C’est là au fond des mers que l’on trouve 85 % des sites archéologiques les plus anciens, le niveau de la mer étant monté de plusieurs mètres depuis.
Actuellement deux habitants sur trois vivent à moins de 100 kilomètres des côtes.
Avec le réchauffement climatique la température des océans augmente provoquant le bouleversement dans l’écosystème aquatique déjà très affaibli par la pêche excessive et la pollution.
Solide, liquide, éthéré et spirituel, ce sont les quatre éléments qui constituent l’univers avec ses habitants et leurs aspirations.
Les hommes et la mer (la mère) n’ont pas fini d’écrire leur histoire commune, si la terre les sépare, l’eau les unis.
C’est à eux ensemble de réenchanter le monde pris en mains par les savants qui détruisent toutes les légendes sur les origines et le présent des terriens, et qui, équipés de GPS demandent l’obéissance au compas, mais plus encore au doigt et à l’œil.

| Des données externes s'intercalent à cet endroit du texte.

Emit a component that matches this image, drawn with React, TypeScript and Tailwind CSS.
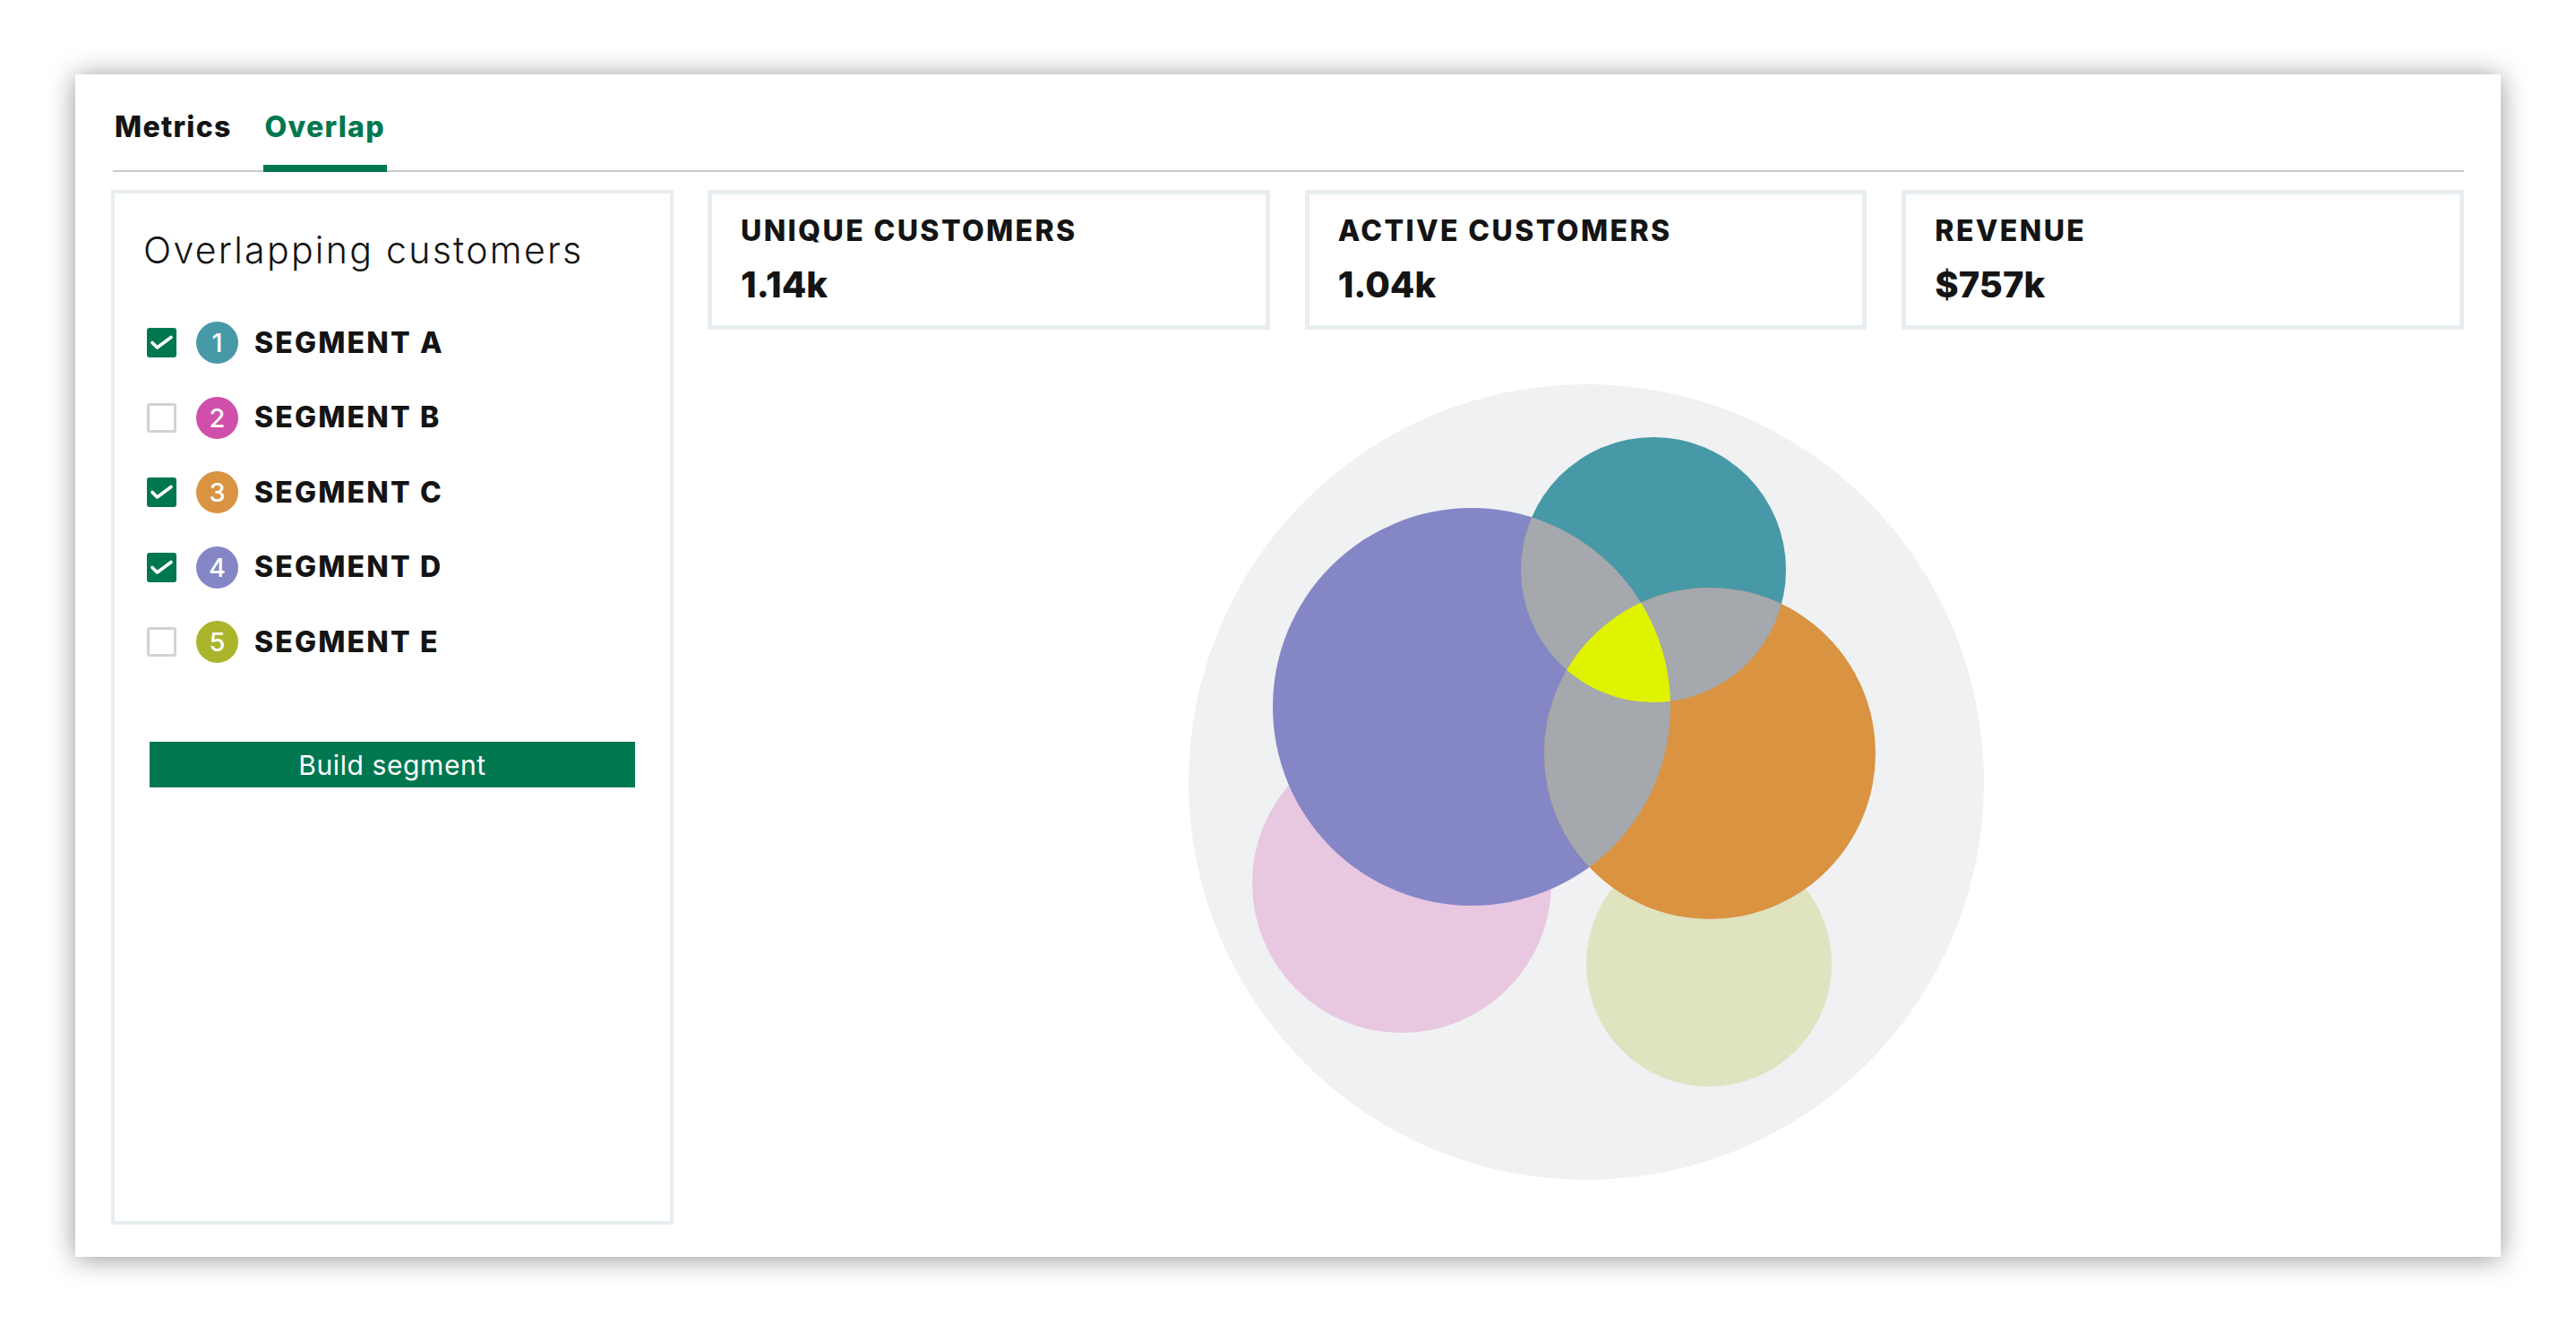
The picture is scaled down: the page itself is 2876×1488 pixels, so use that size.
import React from "react";

type Seg = { n: number; label: string; color: string; checked: boolean };

const segments: Seg[] = [
  { n: 1, label: "SEGMENT A", color: "bg-[#4799a7]", checked: true },
  { n: 2, label: "SEGMENT B", color: "bg-[#d04faa]", checked: false },
  { n: 3, label: "SEGMENT C", color: "bg-[#d99341]", checked: true },
  { n: 4, label: "SEGMENT D", color: "bg-[#8586c6]", checked: true },
  { n: 5, label: "SEGMENT E", color: "bg-[#abb52b]", checked: false },
];

function CheckBox({ checked }: { checked: boolean }) {
  if (checked) {
    return (
      <div className="w-[33px] h-[33px] rounded-[3px] bg-[#00774f] flex items-center justify-center shrink-0">
        <svg width="33" height="33" viewBox="0 0 33 33">
          <path
            d="M6 16.5 L11.5 22 L27 10.5"
            fill="none"
            stroke="white"
            strokeWidth="3.6"
            strokeLinecap="round"
            strokeLinejoin="round"
          />
        </svg>
      </div>
    );
  }
  return <div className="w-[33px] h-[33px] rounded-[3px] border-[3px] border-[#d2d2d2] bg-white shrink-0" />;
}

function SegmentRow({ s }: { s: Seg }) {
  return (
    <div className="flex items-center h-[47px]">
      <CheckBox checked={s.checked} />
      <div
        className={`ml-[22px] w-[47px] h-[47px] rounded-full ${s.color} flex items-center justify-center text-white text-[29px] leading-none font-medium shrink-0`}
      >
        {s.n}
      </div>
      <div className="ml-[18px] text-[32px] leading-none font-extrabold tracking-[0.068em] text-[#141414]">{s.label}</div>
    </div>
  );
}

function StatCard({ label, value }: { label: string; value: string }) {
  return (
    <div className="h-[156px] border-[5px] border-[#e7edf0] pl-[32px] pt-[25px]">
      <div className="text-[32px] leading-none font-extrabold tracking-[0.075em] text-[#141414]">{label}</div>
      <div className="mt-[24px] text-[40px] leading-none font-extrabold text-[#141414]">{value}</div>
    </div>
  );
}

function Venn() {
  const D = { cx: 317, cy: 361, r: 222 };
  const A = { cx: 520, cy: 208, r: 148 };
  const C = { cx: 583, cy: 413, r: 185 };
  return (
    <svg width="890" height="890" viewBox="0 0 890 890">
      <defs>
        <clipPath id="clipD">
          <circle cx={D.cx} cy={D.cy} r={D.r} />
        </clipPath>
        <clipPath id="clipA">
          <circle cx={A.cx} cy={A.cy} r={A.r} />
        </clipPath>
      </defs>
      <circle cx="445" cy="445" r="444" fill="#f0f1f3" />
      <circle cx="239" cy="558" r="167" fill="#e8c8e0" />
      <circle cx="582" cy="648" r="137" fill="#dfe3c0" />
      <circle cx={D.cx} cy={D.cy} r={D.r} fill="#8586c6" />
      <circle cx={A.cx} cy={A.cy} r={A.r} fill="#4799a7" />
      <circle cx={C.cx} cy={C.cy} r={C.r} fill="#d99341" />
      <g clipPath="url(#clipD)">
        <circle cx={A.cx} cy={A.cy} r={A.r} fill="#a5a8ac" />
        <circle cx={C.cx} cy={C.cy} r={C.r} fill="#a5a8ac" />
      </g>
      <g clipPath="url(#clipA)">
        <circle cx={C.cx} cy={C.cy} r={C.r} fill="#a5a8ac" />
      </g>
      <g clipPath="url(#clipD)">
        <g clipPath="url(#clipA)">
          <circle cx={C.cx} cy={C.cy} r={C.r} fill="#dff200" />
        </g>
      </g>
    </svg>
  );
}

export default function App() {
  return (
    <div className="w-[2876px] h-[1488px] bg-white pt-[83px] pl-[84px] font-[Inter] text-[#141414]">
      <div className="w-[2708px] h-[1320px] bg-white shadow-[0_2px_28px_rgba(0,0,0,0.42)] pt-[43px] pl-[40px] pr-[41px]">
        {/* Tabs */}
        <div className="ml-[2px] flex gap-[33px] border-b-2 border-[#c9c9c9]">
          <div className="px-[2px] pb-[26px] border-b-[8px] border-transparent -mb-[2px] text-[32px] leading-none font-extrabold tracking-[0.04em] text-[#141414]">
            Metrics
          </div>
          <div className="px-[2px] pb-[26px] border-b-[8px] border-[#00774f] -mb-[2px] text-[32px] leading-none font-extrabold tracking-[0.04em] text-[#00774f]">
            Overlap
          </div>
        </div>

        {/* Body */}
        <div className="mt-[20px] flex gap-[38px]">
          {/* Left panel */}
          <div className="w-[628px] h-[1155px] border-[4px] border-[#e7edf0] shrink-0">
            <div className="pl-[32px] pt-[43px] text-[41px] leading-none font-light tracking-[0.056em] text-[#141414]">
              Overlapping customers
            </div>
            <div className="mt-[59px] pl-[36px] flex flex-col gap-[36.5px]">
              {segments.map((s) => (
                <SegmentRow key={s.n} s={s} />
              ))}
            </div>
            <div className="mt-[88px] mx-[39px] h-[51px] bg-[#00774f] flex items-center justify-center text-white text-[30px] leading-none font-normal tracking-[0.02em]">
              Build segment
            </div>
          </div>

          {/* Right side */}
          <div className="flex-1 flex flex-col">
            <div className="grid grid-cols-3 gap-[39px]">
              <StatCard label="UNIQUE CUSTOMERS" value="1.14k" />
              <StatCard label="ACTIVE CUSTOMERS" value="1.04k" />
              <StatCard label="REVENUE" value="$757k" />
            </div>
            <div className="mt-[60px] flex justify-center">
              <Venn />
            </div>
          </div>
        </div>
      </div>
    </div>
  );
}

Pour ne pas devenir tous manchot et borgne, les missionnaires se transforment en missionnaires de gens de la mer pour devenir seulement gens de la mer. Les cocotiers sont trop hauts pour y chercher des fruits, on attend qu’ils tombent. Avec le risque de se faire écraser par le poids de la chute de toutes ses espérances.